If Telefonica, America Movil and Oi made a 40 billion-real ($17.8 billion) bid for Tim -- a 31 percent premium to its current market value -- Telefonica’s share of the acquisition would cost 13.3 billion reais, said Paul Marsch, an analyst at Berenberg Bank. Telefonica’s Brazilian unit could borrow about 4.1 billion reais to take its leverage up to 2.3 times earnings, then sell shares for the rest, Marsch said.

‘Best Network’

“We have the best mobile network in Brazil,” Telefonica Chairman and Chief Executive Officer Cesar Alierta said at a conference yesterday in Santander, Spain. “It is important that governments have awareness of how important digital is. In Brazil, the president has that awareness.”
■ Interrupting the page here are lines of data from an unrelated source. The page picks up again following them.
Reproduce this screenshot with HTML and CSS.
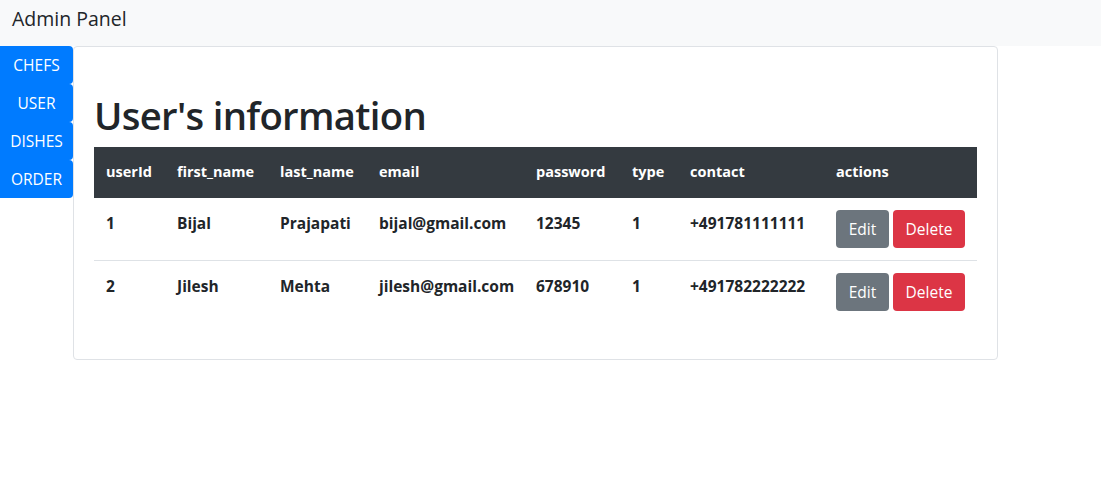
FILE: index.html
```html
<!DOCTYPE html>
<html>
<head>
<meta charset="utf-8">
<link rel="stylesheet" href="styles.css">
<title>Admin Panel</title>
</head>
<body>
<nav class="navbar"><span class="brand">Admin Panel</span></nav>
<div class="layout">
  <div class="sidebar">
    <a class="side-btn">CHEFS</a>
    <a class="side-btn">USER</a>
    <a class="side-btn">DISHES</a>
    <a class="side-btn">ORDER</a>
  </div>
  <div class="card">
    <h1 class="title">User's information</h1>
    <table class="table">
      <colgroup>
        <col class="c1"><col class="c2"><col class="c3"><col class="c4"><col class="c5"><col class="c6"><col class="c7"><col class="c8">
      </colgroup>
      <thead>
        <tr><th>userId</th><th>first_name</th><th>last_name</th><th>email</th><th>password</th><th>type</th><th>contact</th><th>actions</th></tr>
      </thead>
      <tbody>
        <tr><td>1</td><td>Bijal</td><td>Prajapati</td><td>bijal@gmail.com</td><td>12345</td><td>1</td><td>+491781111111</td><td class="actions"><button class="btn edit">Edit</button><button class="btn del">Delete</button></td></tr>
        <tr><td>2</td><td>Jilesh</td><td>Mehta</td><td>jilesh@gmail.com</td><td>678910</td><td>1</td><td>+491782222222</td><td class="actions"><button class="btn edit">Edit</button><button class="btn del">Delete</button></td></tr>
      </tbody>
    </table>
  </div>
</div>
</body>
</html>
```
FILE: styles.css
```css
* { box-sizing: border-box; }
body {
  margin: 0;
  font-family: "Open Sans", "Noto Sans", sans-serif;
  color: #212529;
  background: #fff;
}
.navbar {
  height: 46px;
  background: #f8f9fa;
  display: flex;
  align-items: flex-start;
  padding: 5px 12px 0;
}
.brand {
  font-size: 19.5px;
  line-height: 28px;
  color: #212529;
}
.layout {
  display: flex;
  align-items: flex-start;
}
.sidebar {
  width: 73px;
  display: flex;
  flex-direction: column;
}
.side-btn {
  display: flex;
  align-items: center;
  justify-content: center;
  height: 38px;
  background: #007bff;
  color: #fff;
  font-size: 15.5px;
  border-radius: 0 4px 4px 0;
}
.card {
  width: 925px;
  height: 314px;
  border: 1px solid #dfe2e6;
  border-radius: 4px;
  padding: 44px 20px 20px;
}
.title {
  margin: 0 0 8px;
  font-size: 38.3px;
  font-weight: 600;
  line-height: 48px;
  letter-spacing: -0.7px;
}
.table {
  width: 883px;
  border-collapse: collapse;
  table-layout: fixed;
  font-size: 14.5px;
  font-weight: 700;
}
.c1 { width: 71px; }
.c2 { width: 103px; }
.c3 { width: 99px; }
.c4 { width: 157px; }
.c5 { width: 96px; }
.c6 { width: 58px; }
.c7 { width: 146px; }
.c8 { width: 153px; }
.table th {
  background: #343a40;
  color: #fff;
  text-align: left;
  padding: 12px;
  height: 50px;
  line-height: 24px;
  border-bottom: 2px solid #343a40;
}
.table td {
  padding: 12px;
  vertical-align: top;
  line-height: 26px;
  font-size: 15.5px;
  border-top: 1px solid #dee2e6;
  white-space: nowrap;
}
.table tbody tr:first-child td { border-top: none; }
.table td.actions { display: flex; gap: 4px; }
.btn {
  height: 38px;
  border: none;
  border-radius: 4px;
  color: #fff;
  font-family: inherit;
  font-size: 15.5px;
  font-weight: 400;
  padding: 0 10px;
}
.edit { background: #6c757d; width: 53px; }
.del { background: #dc3545; width: 72px; }
```
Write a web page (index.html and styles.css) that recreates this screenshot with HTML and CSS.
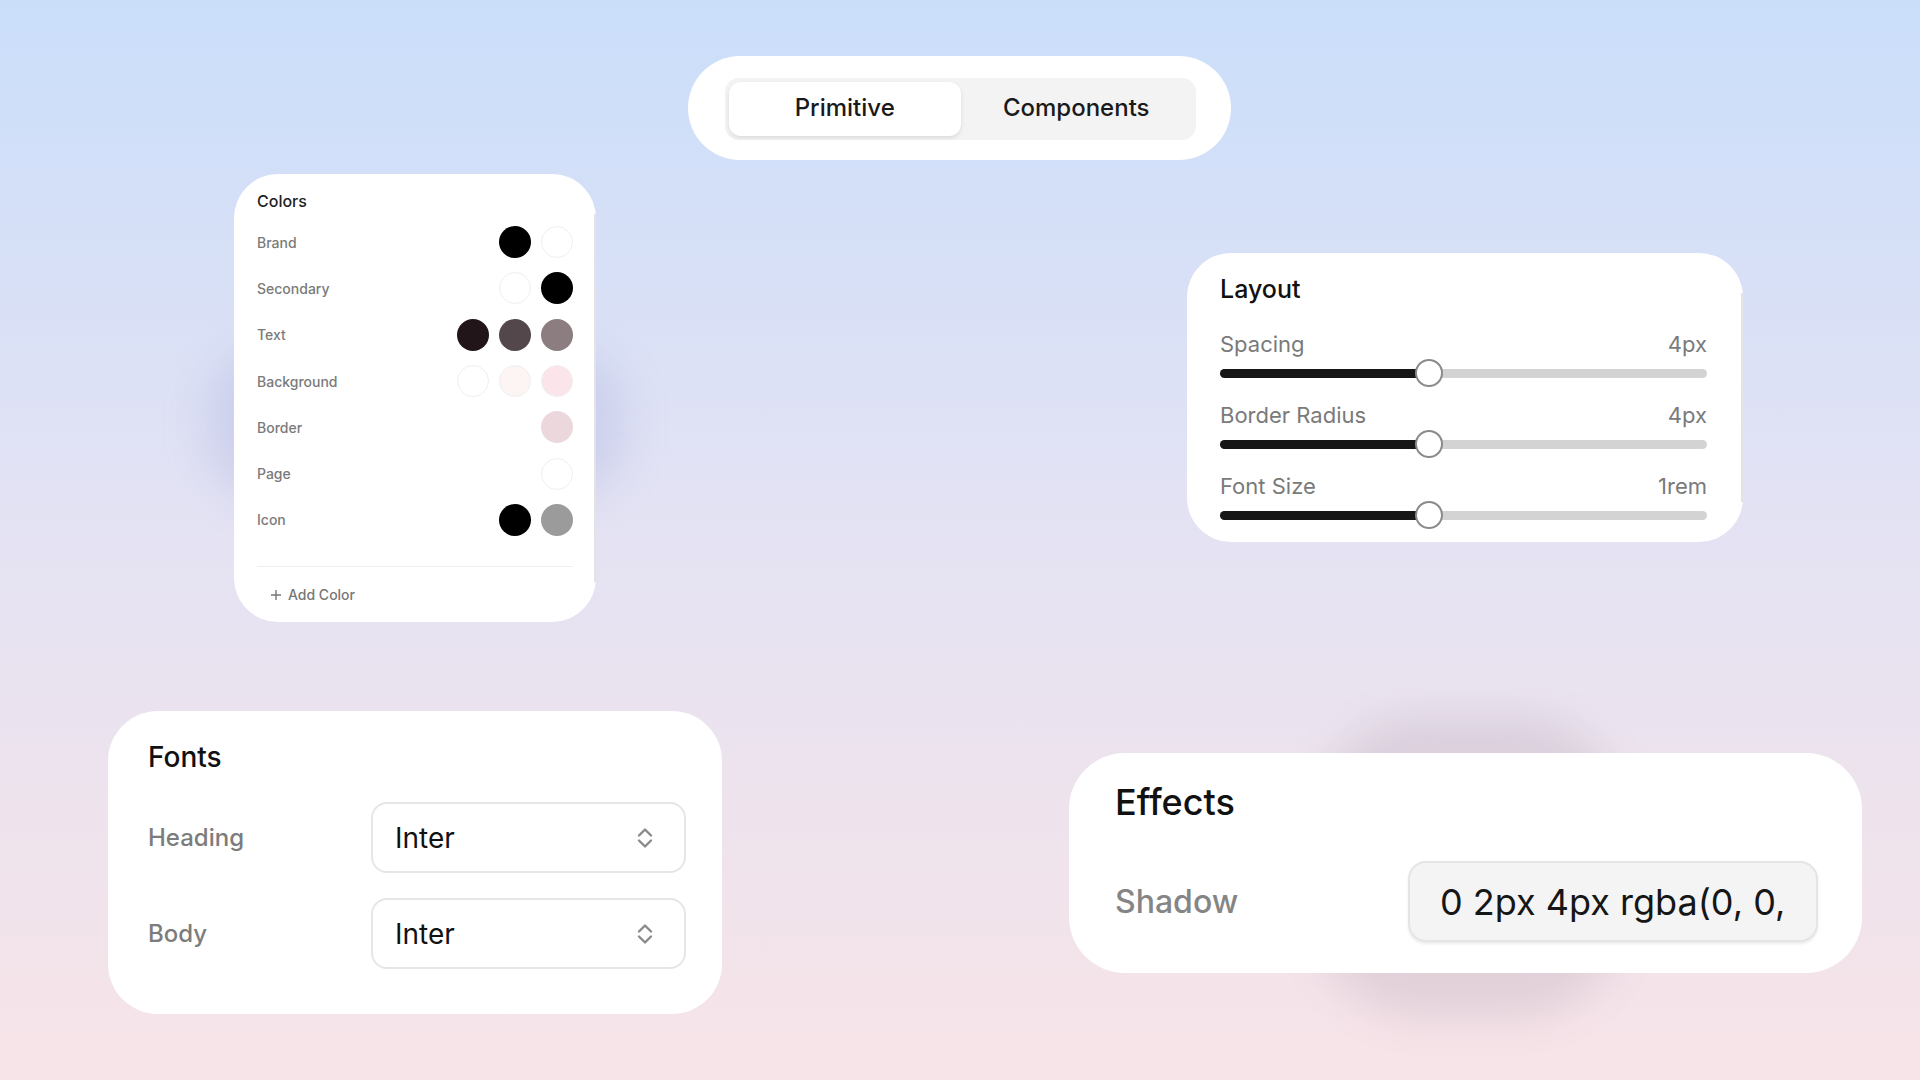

Oi and Tim representatives declined to comment.

In picking Telefonica for GVT talks, Vivendi spurned a 7 billion-euro rival bid from Telecom Italia -- the debt-laden controlling shareholder of Tim. Telecom Italia said last week that it remains committed to Tim and will continue to invest in the unit.

The Milan-based company is struggling with debt and lost its investment-grade credit ratings last year. Its net debt of about 30 billion euros at the end of June is about 3.6 times earnings before interest, taxes, depreciation and amortization in the previous four quarters, compared with a 2.6 times for Madrid-based Telefonica. Tim’s debt is 0.2 times earnings.

‘More Vulnerable’

“TI is now more likely to sell Tim Brazil,” Roger Appleyard, a credit analyst at RBC Capital Markets, said in a note last week. “It is more vulnerable now and is essentially a wireless-only player up against three competitors with strengths in both fixed and wireless.”

The remainder of Telefonica’s 7.45 billion-euro transaction to buy GVT will consist of new Telefonica Brasil shares. The parent would also sell new shares itself so it can take part in the Brazilian unit’s stock sale, maintaining its stake.

Telefonica would need to buy 6.5 billion reais in shares to keep its 74 percent holding in the Brazilian unit, according to Berenberg’s Marsch. Financing that part of the transaction could be more difficult, since the Spanish company doesn’t have much room to raise further debt, Marsch said.

Hybrid Bonds?

To fund the deal without worsening its credit profile significantly, Telefonica could use hybrid bonds, free cash flow and the sale of other assets such as its stake in China Unicom, RBC’s Appleyard said.

Alierta yesterday said Telefonica is exiting its stake in Telecom Italia, a disposal which would end a seven-year partnership. Telefonica already offered Vivendi an option to acquire its Telecom Italia holding as part of its GVT bid.

A Tim deal would require at least nine months for regulatory approval, giving Telefonica time to also accumulate more cash from operations, Appleyard said.

Telefonica slipped 0.1 percent to 12.05 euros at 9:19 a.m. in Madrid, and Telecom Italia rose 0.2 percent to 86.8 cents in Milan. Tim added 1 percent to close at 12.68 reais in Sao Paulo yesterday. Telefonica Brasil fell 2.3 percent to 46.50 reais, and Oi dropped 2.8 percent to 1.41 reais. America Movil gained 0.3 percent to 16.03 pesos in Mexico City.

Standard & Poor’s left its investment-grade rating of Telefonica unchanged after the company made an initial bid for GVT in August, noting that no debt was involved in that proposal. S&P didn’t respond to an e-mailed request for comment.